Dataset items
....................

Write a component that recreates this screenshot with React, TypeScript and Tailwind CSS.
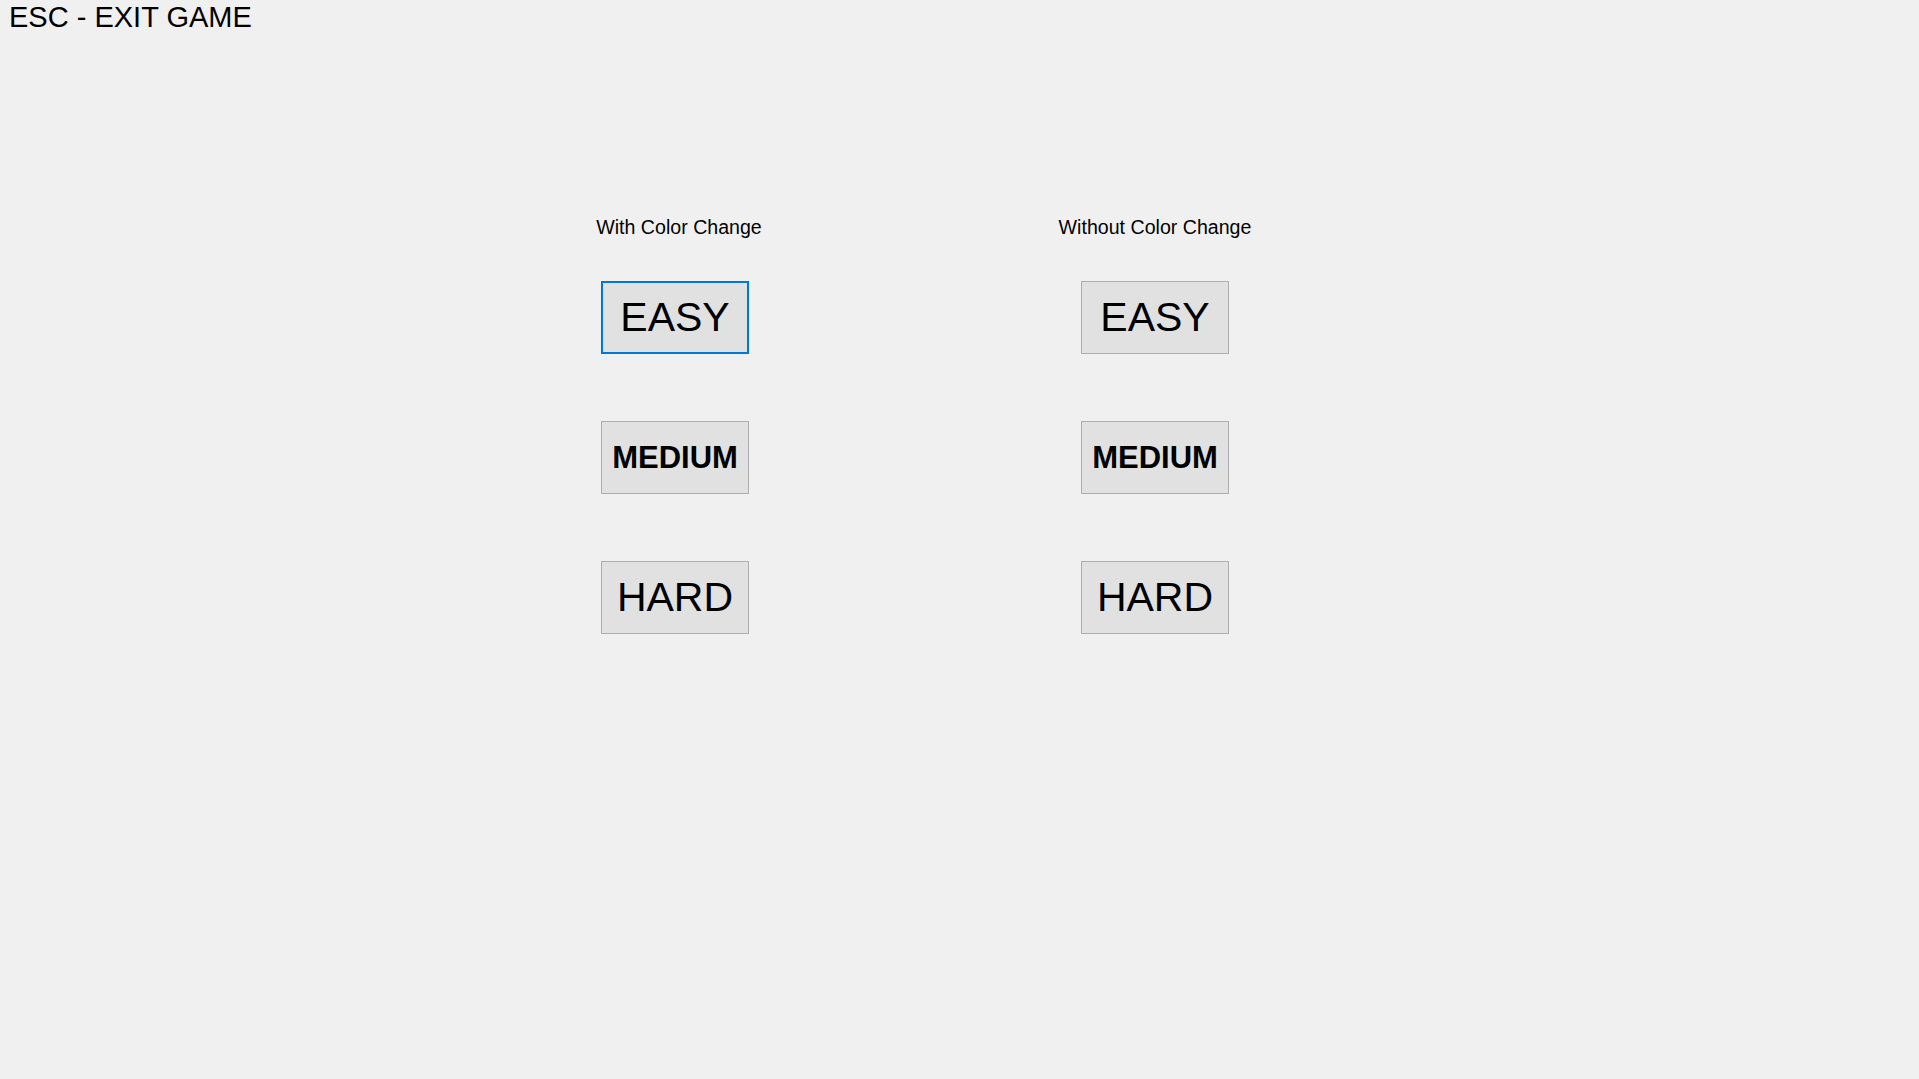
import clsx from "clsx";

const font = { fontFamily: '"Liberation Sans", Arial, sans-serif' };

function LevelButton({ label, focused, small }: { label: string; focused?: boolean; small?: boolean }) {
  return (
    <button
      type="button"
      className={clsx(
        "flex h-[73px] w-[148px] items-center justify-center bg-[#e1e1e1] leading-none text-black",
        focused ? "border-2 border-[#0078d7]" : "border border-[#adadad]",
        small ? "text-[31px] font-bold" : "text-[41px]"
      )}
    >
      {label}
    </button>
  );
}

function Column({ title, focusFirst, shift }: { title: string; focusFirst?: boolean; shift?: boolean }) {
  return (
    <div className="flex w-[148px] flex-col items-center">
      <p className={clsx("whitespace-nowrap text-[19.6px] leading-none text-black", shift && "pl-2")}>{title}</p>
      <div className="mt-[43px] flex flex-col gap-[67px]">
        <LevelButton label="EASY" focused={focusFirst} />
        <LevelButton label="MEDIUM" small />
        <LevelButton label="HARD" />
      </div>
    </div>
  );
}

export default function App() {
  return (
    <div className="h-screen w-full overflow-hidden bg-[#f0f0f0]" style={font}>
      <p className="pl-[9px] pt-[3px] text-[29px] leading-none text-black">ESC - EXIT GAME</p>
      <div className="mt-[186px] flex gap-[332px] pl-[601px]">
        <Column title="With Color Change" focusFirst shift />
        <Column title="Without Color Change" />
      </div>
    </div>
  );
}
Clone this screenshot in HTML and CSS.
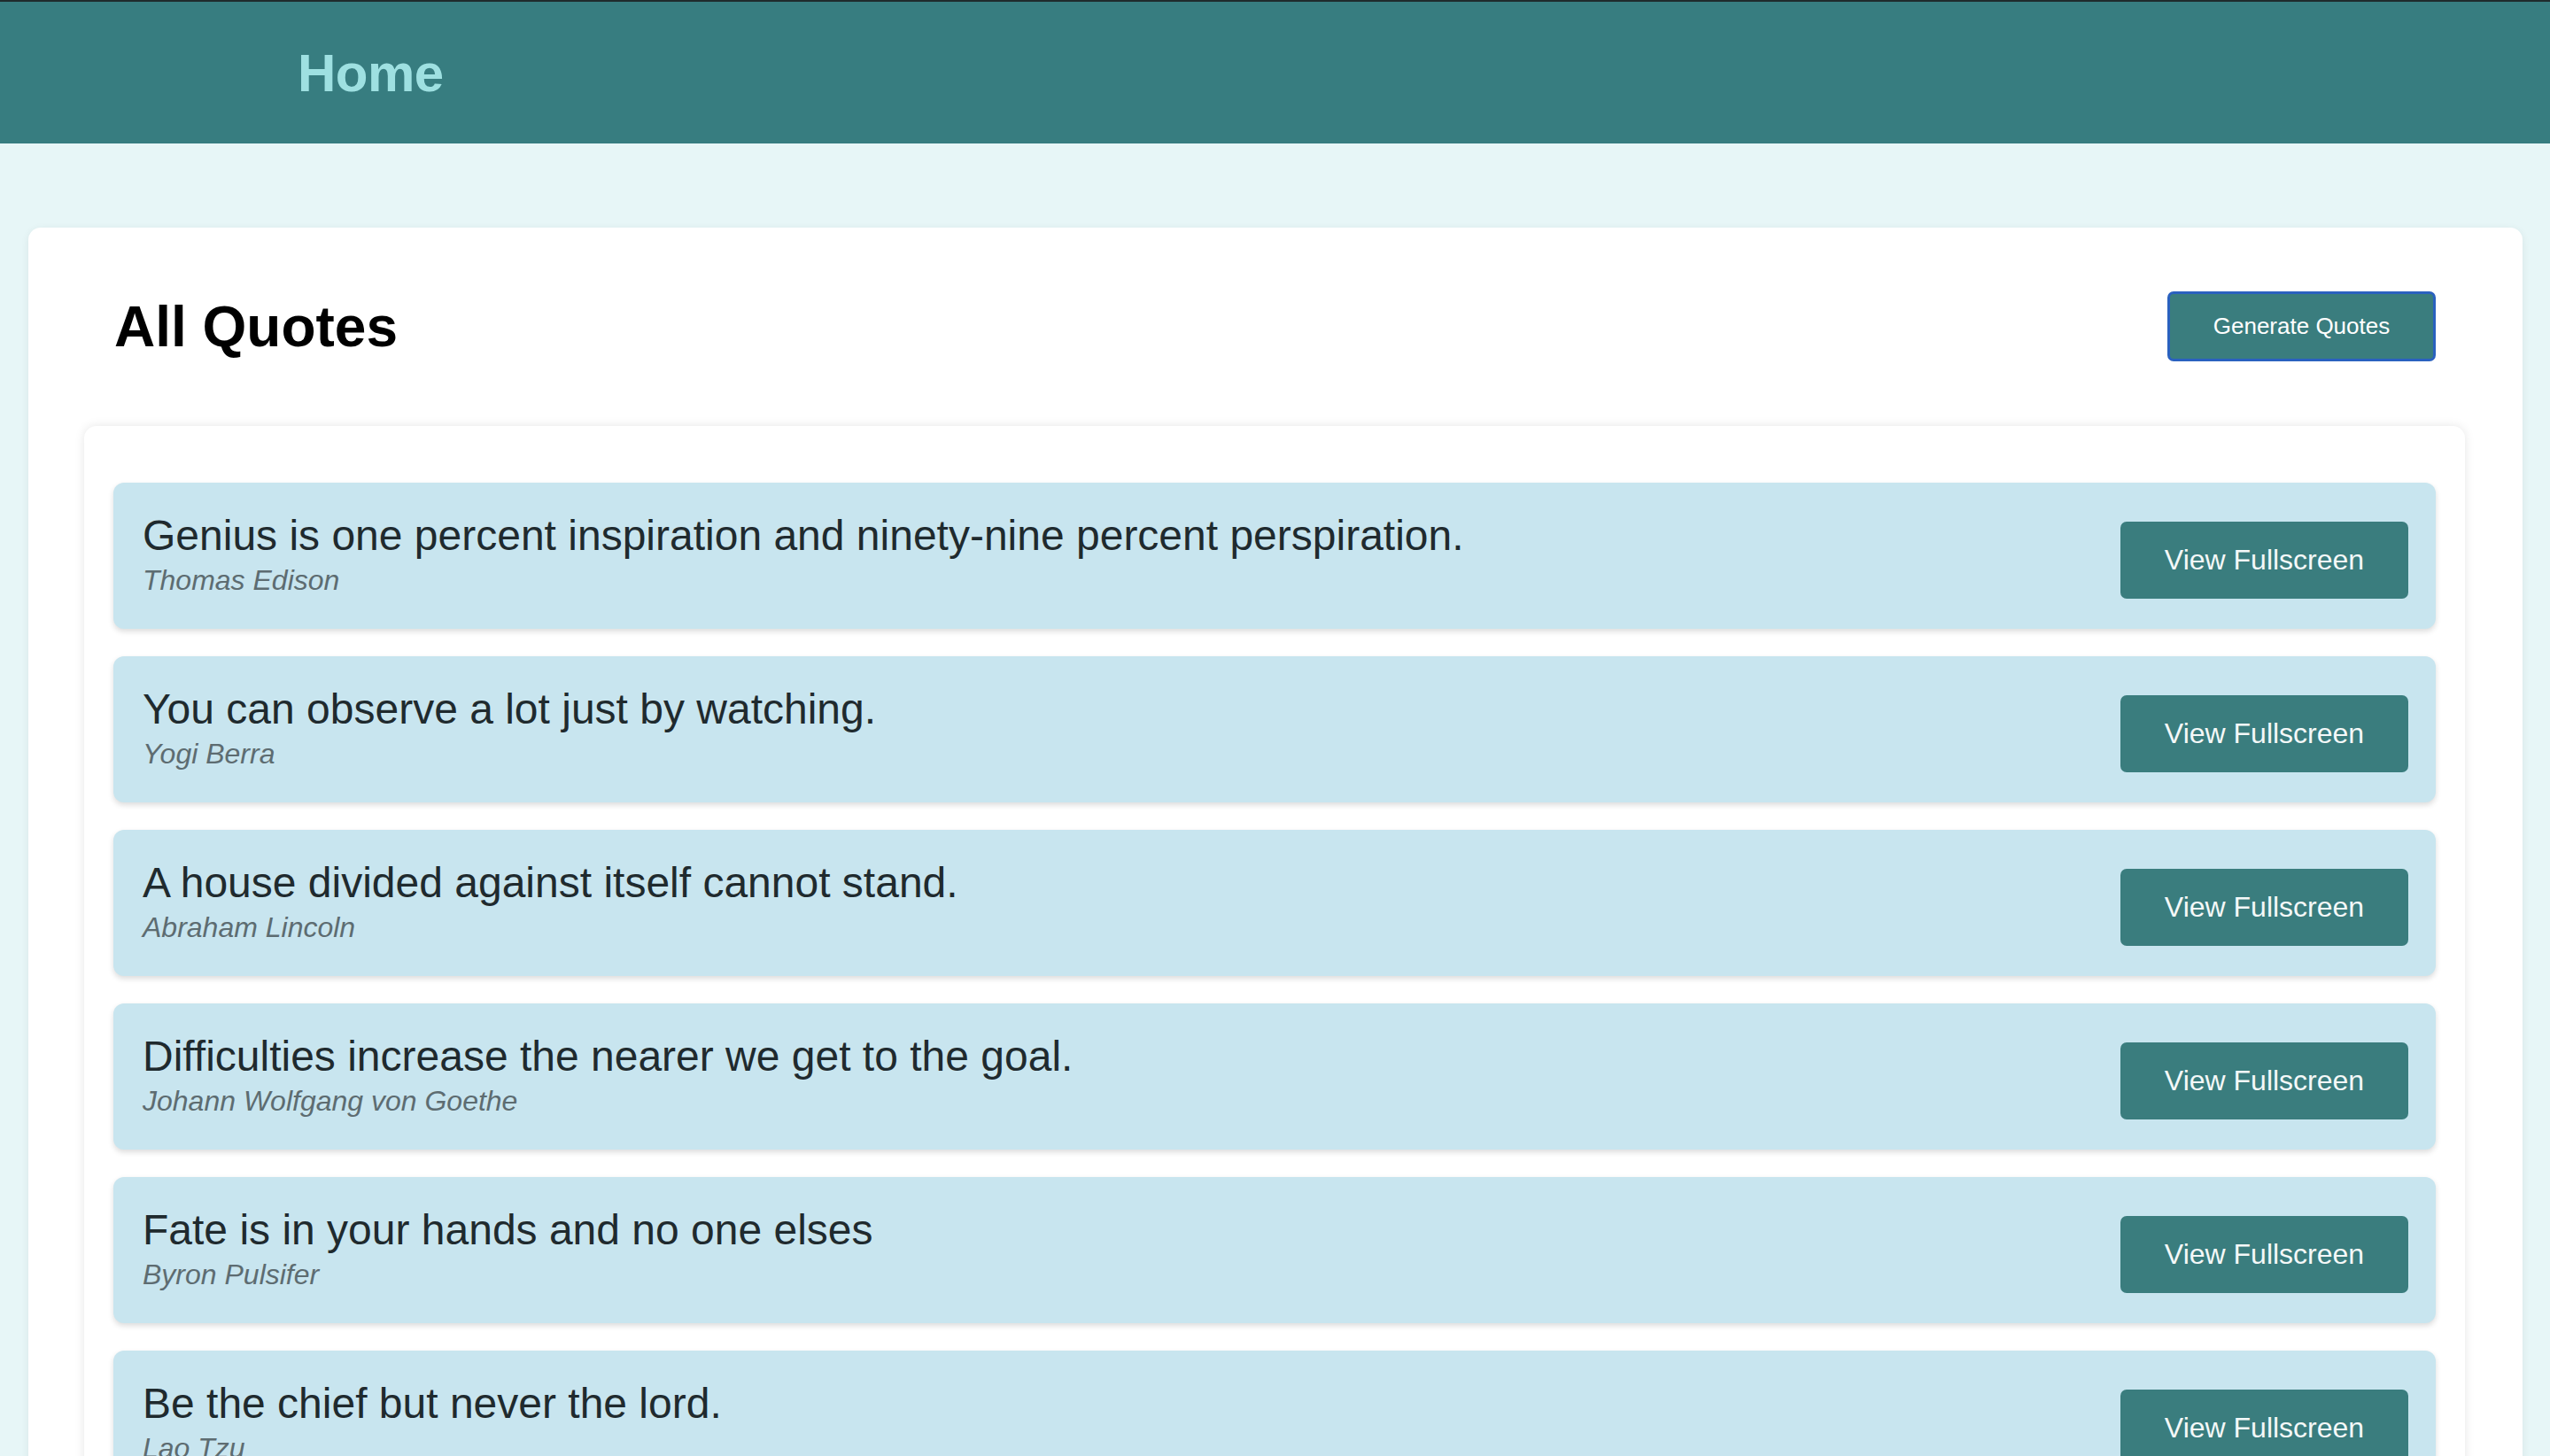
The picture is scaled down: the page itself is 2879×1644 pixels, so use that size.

....................

- **TASK DIRECTIONS**
Of the lines in the entries above, how many include "that"? Only the number should be given.

- **EXERCISE RESULT**
2